A new study from Dartmouth College illustrates how games can have a positive impact in society.

Credit: Cyberpsychology: Journal of Psychosocial Research on Cyberspace

A new Dartmouth College study highlights how games can have beneficial societal effects, using the approach of "embedded game design" to show how games can alter players' prejudices, reduce social stereotypes and biases, and bring about a more complex view of diversity.

Dartmouth's Tiltfactor Lab conducted the research, which used embedded game design to incorporate an intended persuasive message within the game's content, mechanics, or context of play, instead of making the message plain to players.

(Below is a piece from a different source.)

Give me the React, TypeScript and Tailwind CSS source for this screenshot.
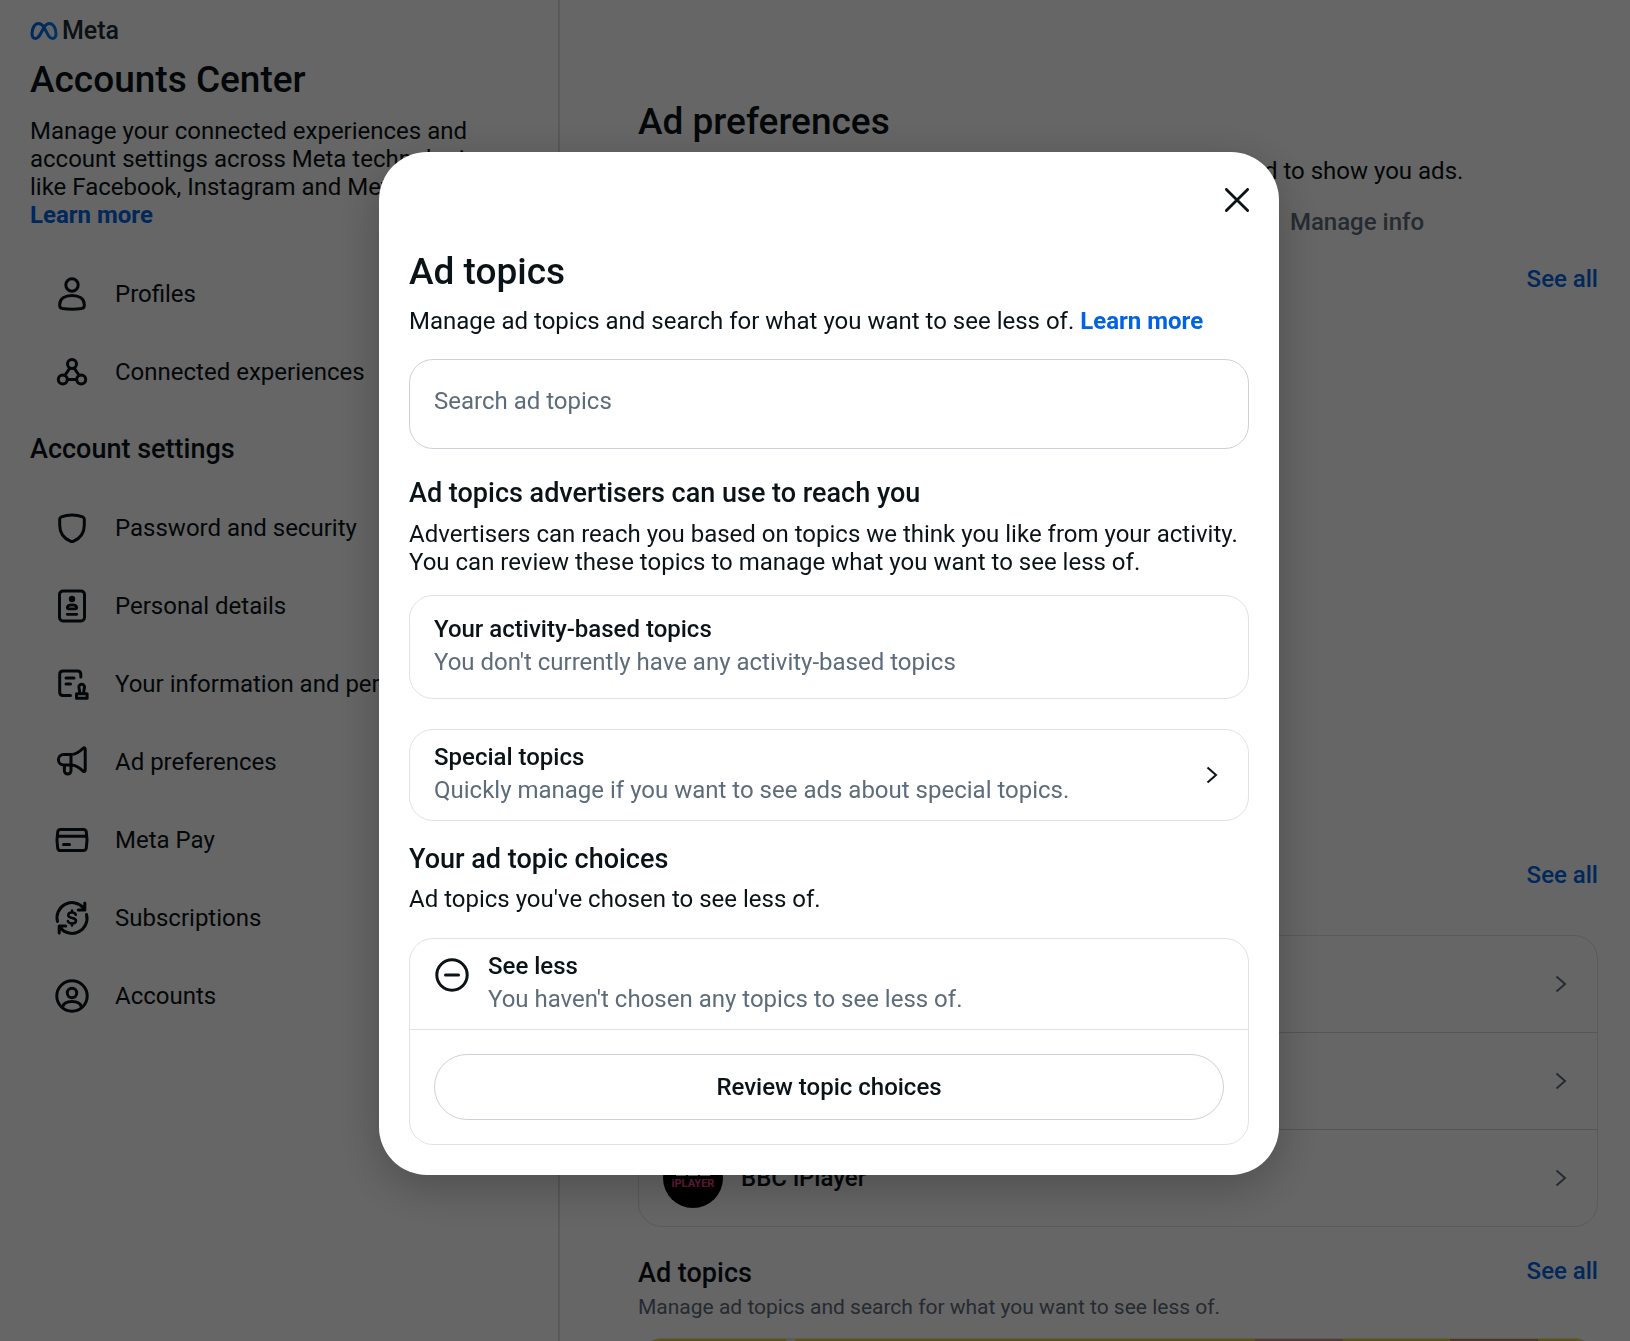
import { useState } from 'react';
import type { ReactNode } from 'react';

interface NavItem {
  label: string;
  icon: ReactNode;
}

const stroke = {
  fill: 'none',
  stroke: 'currentColor',
  strokeWidth: 3,
  strokeLinecap: 'round' as const,
  strokeLinejoin: 'round' as const,
};

function Icon({ children }: { children: ReactNode }) {
  return (
    <svg viewBox="0 0 36 36" className="size-9 shrink-0" aria-hidden="true" {...stroke}>
      {children}
    </svg>
  );
}

function Chevron({ className = '' }: { className?: string }) {
  return (
    <svg viewBox="0 0 12 18" className={`h-[18px] w-3 shrink-0 ${className}`} aria-hidden="true" fill="none" stroke="currentColor" strokeWidth="2">
      <path d="M1.5 1.500 10 9l-8.500 7.500" />
    </svg>
  );
}

function MetaMark() {
  return (
    <svg viewBox="0 0 28 20" className="h-5 w-7 shrink-0" aria-hidden="true" fill="none" strokeWidth="3">
      <defs>
        <linearGradient id="meta-mark" x1="0" x2="1" y1="0" y2="0">
          <stop offset="0" stopColor="#0064e0" />
          <stop offset="0.6" stopColor="#0073ee" />
          <stop offset="1" stopColor="#0082fb" />
        </linearGradient>
      </defs>
      <path
        stroke="url(#meta-mark)"
        d="M14 6.2C12 3.2 10.3 2.4 8.4 2.4 4.6 2.4 2 7.6 2 12.6c0 3.2 1.3 5 3.6 5 2.4 0 3.8-1.9 8.4-11.4 1.7-2.7 3.4-3.8 5.4-3.8 3.9 0 6.6 5 6.6 10.2 0 3.2-1.3 5-3.5 5-2.6 0-3.9-2-8.5-11.4Z"
      />
    </svg>
  );
}

const MAIN_NAV: NavItem[] = [
  {
    label: 'Profiles',
    icon: (
      <Icon>
        <circle cx="18" cy="9" r="6.2" />
        <path d="M5.7 28.6C5.7 22.4 11 19.4 18 19.4s12.3 3 12.3 9.2v1.1c0 1.6-1 2.4-2.6 2.7-5.6.9-13.8.9-19.4 0-1.6-.3-2.6-1.1-2.6-2.7Z" />
      </Icon>
    ),
  },
  {
    label: 'Connected experiences',
    icon: (
      <Icon>
        <circle cx="18" cy="10" r="4.5" />
        <circle cx="8.8" cy="25.6" r="4.5" />
        <circle cx="27.2" cy="25.6" r="4.5" />
        <path d="M13.3 25.6h9.4M15.8 14.2l-5 7.3M20.2 14.2l5 7.3" />
      </Icon>
    ),
  },
];

const SETTINGS_NAV: NavItem[] = [
  {
    label: 'Password and security',
    icon: (
      <Icon>
        <path d="M18 5c4 0 7.6.7 10.6 1.900 1 .4 1.700 1.300 1.700 2.400v5.700c0 7.400-4 13.200-10.600 16.200-1.100.5-2.300.5-3.400 0C9.700 28.200 5.700 22.400 5.700 15V9.300c0-1.100.7-2 1.700-2.400C10.400 5.700 14 5 18 5Z" />
      </Icon>
    ),
  },
  {
    label: 'Personal details',
    icon: (
      <Icon>
        <rect x="5.5" y="3" width="25" height="30" rx="3.5" />
        <circle cx="18" cy="11" r="3.2" fill="currentColor" stroke="none" />
        <path d="M13.3 19.8c0-2 2-3 4.7-3s4.7 1 4.700 3c0 .7-.4 1-1 1h-7.400c-.6 0-1-.3-1-1ZM13.200 26.300h9.600" strokeWidth="2.8" />
      </Icon>
    ),
  },
  {
    label: 'Your information and permissions',
    icon: (
      <Icon>
        <path d="M16.5 29.5H9c-2 0-3.3-1.3-3.3-3.3v-18C5.7 6.200 7 4.900 9 4.900h14.500c2 0 3.300 1.300 3.300 3.300V11M12 12h8M12 18h4.500" />
        <path d="M25.5 27.5c.6-2.5-.6-4.6-.6-6.5a2.800 2.800 0 0 1 5.600 0c0 1.900-1.200 4-.6 6.500M22.500 32.300v-4.500h10.600v4.500Z" />
      </Icon>
    ),
  },
  {
    label: 'Ad preferences',
    icon: (
      <Icon>
        <path d="M17.5 10.5H9.6a5.2 5.2 0 0 0 0 10.4h7.9c3.3 0 7.5 2.2 11.6 6.2.9.9 2.1.4 2.1-.9V5.200c0-1.300-1.200-1.800-2.100-.9-4.100 4-8.300 6.200-11.600 6.200ZM17 10.500v16.300a3.300 3.300 0 0 1-6.600 0v-5.900" />
      </Icon>
    ),
  },
  {
    label: 'Meta Pay',
    icon: (
      <Icon>
        <path d="M6.5 7.5h23c1.5 0 2.5.9 2.8 2.4.9 5 .9 11.200 0 16.200-.3 1.500-1.300 2.400-2.800 2.400h-23c-1.500 0-2.500-.9-2.800-2.400-.9-5-.9-11.200 0-16.200.3-1.500 1.300-2.400 2.800-2.400ZM3.500 14.200h29M9.500 22.500h6" />
      </Icon>
    ),
  },
  {
    label: 'Subscriptions',
    icon: (
      <Icon>
        <path d="M3.5 21.5A15 15 0 0 1 29.500 8M32.500 14.500A15 15 0 0 1 6.500 28M30.800 3v7h-6.500M5.200 33v-7h6.500" />
        <path d="M21.800 14.800c-.5-1.600-2-2.200-3.800-2.200-2.200 0-3.800 1-3.800 2.700 0 3.800 7.800 1.600 7.800 5.400 0 1.700-1.600 2.700-4 2.700-2.100 0-3.700-.8-4.100-2.400M18 10.500v2M18 23.500v2" strokeWidth="2.500" />
      </Icon>
    ),
  },
  {
    label: 'Accounts',
    icon: (
      <Icon>
        <circle cx="18" cy="18" r="15.2" />
        <circle cx="18" cy="15" r="4.7" />
        <path d="M8.5 29c1-3.700 4.700-5.500 9.500-5.500s8.500 1.800 9.500 5.500" />
      </Icon>
    ),
  },
];

const ADVERTISERS = ['Booking.com', 'Amazon', 'BBC iPlayer'];

function NavList({ items }: { items: NavItem[] }) {
  return (
    <ul>
      {items.map((item) => (
        <li key={item.label}>
          <a href="#" className="flex h-[78px] items-center gap-[25px] pl-6 whitespace-nowrap">
            {item.icon}
            <span>{item.label}</span>
          </a>
        </li>
      ))}
    </ul>
  );
}

function Sidebar() {
  return (
    <aside className="w-[560px] shrink-0 border-r-2 border-[#dedbe8] px-[30px] pt-4">
      <div className="flex h-[30px] items-center gap-1 text-[#1c2b33]">
        <MetaMark />
        <span className="text-[25px] font-medium">Meta</span>
      </div>
      <h1 className="mt-3 text-[37px] leading-[44px] font-medium">Accounts Center</h1>
      <p className="mt-[15px] max-w-[470px] leading-7">
        Manage your connected experiences and account settings across Meta technologies like Facebook, Instagram and
        Meta Horizon.{' '}
        <a href="#" className="block font-bold text-[#0064e0]">
          Learn more
        </a>
      </p>
      <nav className="mt-[26px]">
        <NavList items={MAIN_NAV} />
        <h2 className="flex h-[78px] items-center text-[27px] font-medium">Account settings</h2>
        <NavList items={SETTINGS_NAV} />
      </nav>
    </aside>
  );
}

function SeeAll() {
  return (
    <a href="#" className="leading-7 font-medium text-[#0064e0]">
      See all
    </a>
  );
}

function IPlayerLogo() {
  return (
    <span className="flex size-[60px] flex-col items-center justify-center rounded-full bg-black">
      <span className="flex gap-0.5 text-[9px] leading-[11px] font-bold">
        <span className="bg-white px-0.5">B</span>
        <span className="bg-white px-0.5">B</span>
        <span className="bg-white px-0.5">C</span>
      </span>
      <span className="text-[11px] leading-4 font-bold text-[#f54997]">iPLAYER</span>
    </span>
  );
}

function AdPreferences() {
  return (
    <main className="min-w-0 flex-1 pt-[100px] pr-8 pl-[78px]">
      <h1 className="text-[37px] leading-[44px] font-medium">Ad preferences</h1>
      <p className="mt-[13px] leading-7 whitespace-nowrap">
        Take control of your ad experience and the information used to show you ads.
      </p>
      <div role="tablist" className="mt-[23px] grid grid-cols-2 pr-3 text-center leading-7 font-medium">
        <button type="button" role="tab" aria-selected="true">
          Customize ads
        </button>
        <button type="button" role="tab" aria-selected="false" className="pl-4 text-[#5d6c7b]">
          Manage info
        </button>
      </div>
      <section className="mt-[27px] h-[596px]">
        <div className="flex items-center justify-between leading-8">
          <h2 className="text-[27px] font-medium">Ads you've seen</h2>
          <SeeAll />
        </div>
      </section>
      <section>
        <div className="flex items-center justify-between leading-8">
          <h2 className="text-[27px] font-medium">Advertisers you saw</h2>
          <SeeAll />
        </div>
        <ul className="mt-11 divide-y divide-[#d5d6dc] rounded-3xl border border-[#dfe0e4]">
          {ADVERTISERS.map((name) => (
            <li key={name}>
              <a href="#" className="flex h-24 items-center gap-[18px] pr-[30px] pl-6 font-medium">
                {name === 'BBC iPlayer' ? <IPlayerLogo /> : <span className="size-[60px] rounded-full bg-[#dee3e9]" />}
                <span className="flex-1">{name}</span>
                <Chevron className="text-[#5d6c7b]" />
              </a>
            </li>
          ))}
        </ul>
      </section>
      <section className="mt-[30px]">
        <div className="flex items-start justify-between leading-8">
          <h2 className="text-[27px] font-medium">Ad topics</h2>
          <SeeAll />
        </div>
        <p className="mt-1 text-[21px] leading-7 text-[#5d6c7b]">
          Manage ad topics and search for what you want to see less of.
        </p>
        {/* topic poster, mostly below the fold */}
        <div className="mt-[17px] flex h-40 overflow-hidden rounded-3xl border border-[#dee3e9] bg-[#e3d22c]">
          <div className="flex-[15]" />
          <div className="flex-1 bg-[#e6e0cf]" />
          <div className="flex-[47]" />
          <div className="flex-[9] bg-[#d4937f]" />
          <div className="flex-[11]" />
          <div className="flex-[9] bg-[#c98a55]" />
          <div className="flex-[6]" />
        </div>
      </section>
    </main>
  );
}

function AdTopicsDialog() {
  const [query, setQuery] = useState('');

  return (
    <div className="fixed inset-0 flex items-center justify-center bg-black/60 pb-3.5 pl-7">
      <div
        role="dialog"
        aria-modal="true"
        aria-labelledby="dialog-title"
        className="w-[900px] rounded-[48px] bg-white px-[30px] pb-[30px] shadow-[0_12px_48px_rgba(0,0,0,0.25)]"
      >
        <div className="flex h-24 items-center justify-end">
          <button type="button" aria-label="Close">
            <svg viewBox="0 0 24 24" className="size-6" fill="none" stroke="currentColor" strokeWidth="2.8" strokeLinecap="round">
              <path d="m1.400 1.400 21.200 21.200M22.600 1.400 1.400 22.600" />
            </svg>
          </button>
        </div>
        <h2 id="dialog-title" className="mt-0.5 text-[37px] leading-[44px] font-medium">
          Ad topics
        </h2>
        <p className="mt-[13px] leading-7">
          Manage ad topics and search for what you want to see less of.{' '}
          <a href="#" className="font-bold text-[#0064e0]">
            Learn more
          </a>
        </p>
        <input
          type="search"
          aria-label="Search ad topics"
          placeholder="Search ad topics"
          value={query}
          onChange={(e) => setQuery(e.target.value)}
          className="mt-6 block h-[90px] w-full rounded-3xl border border-[#cbd2d9] px-6 pb-1.5 placeholder:text-[#5d6c7b]"
        />

        <h3 className="mt-7 text-[27px] leading-8 font-medium">Ad topics advertisers can use to reach you</h3>
        <p className="mt-[11px] leading-7">
          Advertisers can reach you based on topics we think you like from your activity. You can review these topics to
          manage what you want to see less of.
        </p>

        <div className="mt-[19px] h-[104px] rounded-3xl border border-[#dee3e9] px-6 pt-[17px] leading-[33px]">
          <p className="font-medium">Your activity-based topics</p>
          <p className="text-[#5d6c7b]">You don't currently have any activity-based topics</p>
        </div>

        <button
          type="button"
          className="mt-[30px] flex h-[92px] w-full items-center rounded-3xl border border-[#dee3e9] pr-[30px] pl-6 text-left leading-[33px]"
        >
          <span className="flex-1 pb-0.5">
            <span className="block font-medium">Special topics</span>
            <span className="block text-[#5d6c7b]">Quickly manage if you want to see ads about special topics.</span>
          </span>
          <Chevron />
        </button>

        <h3 className="mt-[22px] text-[27px] leading-8 font-medium">Your ad topic choices</h3>
        <p className="mt-[10px] leading-7">Ad topics you've chosen to see less of.</p>

        <div className="mt-[25px] rounded-3xl border border-[#dee3e9]">
          <div className="flex h-[91px] gap-[18px] border-b border-[#dee3e9] px-6 pt-[11px] leading-[33px]">
            <svg viewBox="0 0 36 36" className="mt-[7px] size-9 shrink-0" aria-hidden="true" {...stroke}>
              <circle cx="18" cy="18" r="15.2" />
              <path d="M11.5 18h13" />
            </svg>
            <div>
              <p className="font-medium">See less</p>
              <p className="text-[#5d6c7b]">You haven't chosen any topics to see less of.</p>
            </div>
          </div>
          <div className="p-6">
            <button type="button" className="block h-[66px] w-full rounded-full border border-[#cbd2d9] font-medium">
              Review topic choices
            </button>
          </div>
        </div>
      </div>
    </div>
  );
}

export default function App() {
  return (
    <div className="h-screen overflow-hidden bg-white font-['Roboto',sans-serif] text-2xl text-[#0a1317]">
      <div className="flex min-h-full">
        <Sidebar />
        <AdPreferences />
      </div>
      <AdTopicsDialog />
    </div>
  );
}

The researchers tested the strategies of "intermixing" and "obfuscating." The first approach blends "on-topic" and off-topic" game content to make themes less apparent, and the second uses game genres or framing devices to steer players' concentration away from the true objectives of the game. Two-party card games were employed, with their objectives being to challenge gender stereotypes and implicit bias in science, technology, engineering, and math (STEM).

"Our work reveals that strategically embedding psychological techniques in a game's design both enhances the game's impact and provides a transformative player experience," says Tiltfactor founding director Mary Flanagan.

One game used the intermixing approach by interspersing cards that address situations involving bias against girls in STEM or a lack of gender equity with cards that do not address these situations. The other game applied obfuscation, challenging players to name a real or fictional person who matches the adjective-noun pairing revealed as two cards are flipped over.